Çocuklar ve gençler sınav stresinden, aileler ise çocukları ve kendileri için psikologlardan yardım alıyor. Konya'da da bu alanla ilgilenen Pandomim Psikoterapi ve Danışmanlık Merkezi sahiplerinden Uzman Klinik Psikolog Bayram Duysak, kendilerine gelen hastalara bu konularda ne tür terapi uyguladıklarından bahsetti.

ALTI YAŞINA KADAR KONUŞAMAYAN ÇOCUKLAR VAR

Pandomim Psikoterapi Ve Danışmanlık Merkezi sahiplerinden Uzman Klinik Psikolog Bayram Duysak, pandomim ismine ve ilgilendikleri alanları şu şekilde aktardı: "Pandomim aslında bir tiyatro sanatıdır. Beyaz eldivenlerle yapılıyor.1 buçuk seneyi geçti burayı açmamız. Merkezimizde 3 yaş ve üzeri herkesle ilgileniyoruz. Burada her alanla ayrı ilgilenen psikologlarımız var. Ben yetişkinlerle ilgileniyorum. Bu anlamda kadromuz çok geniş Aile danışmanlığı, çocuk danışmanlığı, ergen danışmanlığı, yetişkin bireysel psikoterapi, konuşma bozukluğu danışmanlığı, cinsel terapi uygulamalarımız var. Psikolojik konuşma bozukluğu dediğimizde üçe ayırıyoruz; Kekemelik, konuşmada gecikme ve artikülasyon. Genellikle üç yaştan sonra problemler ortaya çıkıyor. Bazen altı yaşına kadar konuşamayan çocuklar oluyor."

TERAPİDE YENİ YÖNTEM EMDR

Duysak, alışılmışın dışında yeni yöntemleri de kullandıklarını ve başarılı olduklarını belirterek, "Konya'da Danışmanlık ve terapi merkezi adı altında birçok yer var ama biz farklı bir alanda ilerliyoruz, yani kurumsal olarak çalışıyoruz. EMDR denen yeni bir terapi yöntemi uyguluyoruz. Kronik baş ağrısı ve migren alanında da uygulamalarımız var. Migrende ilaçsız terapi yönteminde kısa sürede başarı elde ettik. Pandomim Sanatı konuşmadan sessiz şeklide anlatıldığı için konuşamayan çocuklarda bu yöntemi bir nevi uyguluyoruz. Terapilerimizde EMDR denilen yeni bir yöntem uyguluyoruz. EMDR yönteminde Beyne çift yönlü uyarı veriyoruz. Kalemle dize dokunma ve göz hareketleriyle yapılıyor. Bilinçaltında yatan olumsuz anıları ortaya çıkarmaya çalışıyoruz. Bunun dışında Çözüm odaklı terapi, bilişsel davranışlı terapi yöntemlerimiz var. İlaçlı terapi uygulamamız yok ama çok ileri düzeyde olan hastalarımızda ilaç tedavisi zorunlu olduğu durumlarda anlaşmalı olduğumuz psikiyatri var ona yönlendiriyoruz" ifadelerini kullandı. 

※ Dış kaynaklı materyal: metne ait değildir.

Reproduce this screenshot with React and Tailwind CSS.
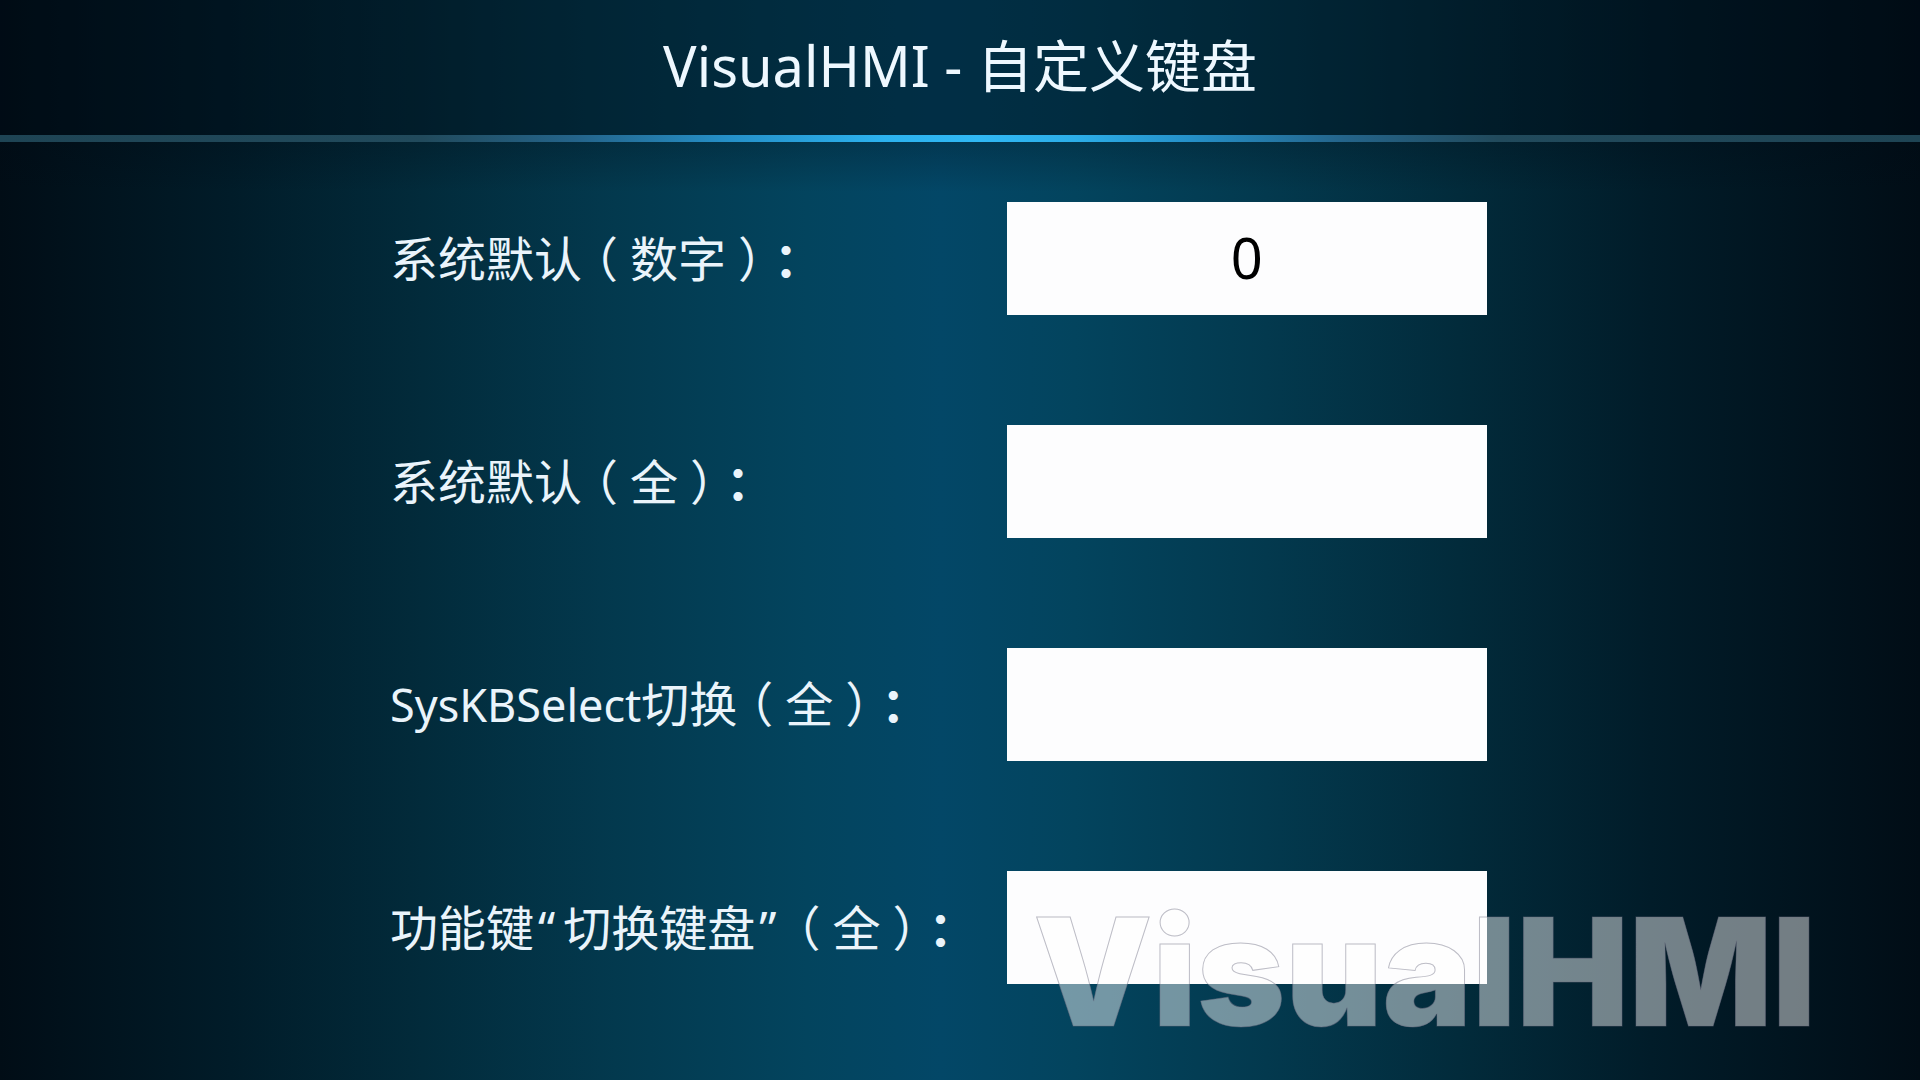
import { useState } from "react";

const Half = ({ children, className = "" }) => (
  <span className={`[font-feature-settings:'halt'] ${className}`}>{children}</span>
);

const Scope = ({ children }) => (
  <>
    <Half className="mx-3">（</Half>
    {children}
    <Half className="mx-3">）</Half>
    <Half className="font-bold">：</Half>
  </>
);

const fields = [
  { id: "system-number", initial: "0", label: <>系统默认<Scope>数字</Scope></> },
  { id: "system-full", initial: "", label: <>系统默认<Scope>全</Scope></> },
  {
    id: "syskb-select",
    initial: "",
    label: <><span className="text-[45px]">SysKBSelect</span>切换<Scope>全</Scope></>,
  },
  {
    id: "function-key",
    initial: "",
    label: (
      <>
        功能键<span className="ml-1 mr-2">“</span>切换键盘<span className="ml-1 mr-2">”</span>
        <Scope>全</Scope>
      </>
    ),
  },
];

function Field({ id, label, initial }) {
  const [value, setValue] = useState(initial);
  return (
    <div className="grid grid-cols-[616fr_480fr] items-center">
      <label htmlFor={id} className="whitespace-nowrap text-[48px] leading-[64px] text-[#eaf4fb]">
        {label}
      </label>
      <input
        id={id}
        type="text"
        value={value}
        onChange={(e) => setValue(e.target.value)}
        className="h-[113px] w-full min-w-0 bg-[#fdfdfe] pb-1 text-center text-[56px] leading-[64px] text-black outline-none"
      />
    </div>
  );
}

export default function App() {
  return (
    <div
      lang="zh-CN"
      className="relative flex min-h-screen flex-col overflow-hidden bg-[linear-gradient(90deg,#010d16_0%,#011c29_12%,#022b3b_22%,#03394e_32%,#03445e_42%,#034767_49%,#03445e_56%,#03394e_66%,#022b3b_76%,#011c29_86%,#010d16_100%)] font-['Noto_Sans','Noto_Sans_CJK_SC',sans-serif] [text-spacing-trim:space-all]"
    >
      <header className="flex h-[135px] items-center justify-center bg-[#000a14]/40 pb-[6px]">
        <h1 className="text-[56px] leading-[64px] text-[#eef8ff]">VisualHMI - 自定义键盘</h1>
      </header>
      <div className="h-[7px] bg-[linear-gradient(90deg,#1e4454_0%,#214a5c_22%,#24648a_30%,#2590c8_38%,#2cb2ee_46%,#30b8f4_51%,#2caee8_56%,#2590c8_62%,#24648a_70%,#214a5c_78%,#1e4454_100%)]" />
      <main className="flex grow flex-col gap-[110px] bg-[linear-gradient(180deg,rgba(0,10,20,0.25)_0,rgba(0,10,20,0)_50px)] pt-[60px] pr-[433px] pb-[96px] pl-[390px]">
        {fields.map((f) => (
          <Field key={f.id} {...f} />
        ))}
      </main>
      <div className="pointer-events-none absolute right-[104px] bottom-[28px] font-['Inter',sans-serif] text-[150px] leading-[160px] font-black text-white/45 [-webkit-text-stroke:1px_rgba(110,110,130,0.45)]">
        VisualHMI
      </div>
    </div>
  );
}
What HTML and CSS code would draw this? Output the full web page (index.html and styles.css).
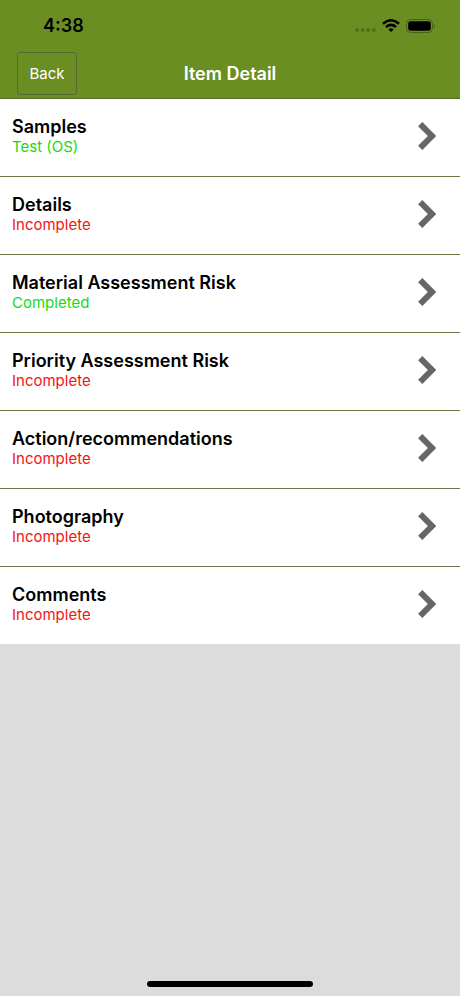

AYDA 140 ADET İLAÇ KULLANILIYOR

Migren tedavisinde de alışılmış yöntemlerin dışında bir yönteme başvurduklarını belirten Duysak, "Migrende tedavisinde daha çok akupunktur, hacamat gibi yöntemler veya ilaç yöntemi uygulanıyor. Uyguladığımız yöntemle genelde migrende şiddet düşüyor, atak sayısı düşüyor ve kullanılan ilaç sayısı azalıyor. Migrende geçmişe bakınca genellikle travma sonucu migrenin ortaya çıktığını görüyoruz. Migren tedavisi için ayda 140 adet ilaç kullanılıyor, bu çok ciddi bir rakam. EMDR uygulamasından sonra bu oran 20'ye düşüyor. Çalıştığımız bir diğer alan Fibromiyalji, Fibromiyalji kaslardaki güçsüzlükle ilgili tamamen psikolojik bir rahatsızlıktır bunlarla çalışıyoruz. Uyguladığımız diğer yöntemlerde bilişsel davranışlı terapi, çözüm odaklı terapi, EMDR terapisi ve oyun terapisi. Oyun terapisini çocuklar üzerinde kullanıyoruz" dedi.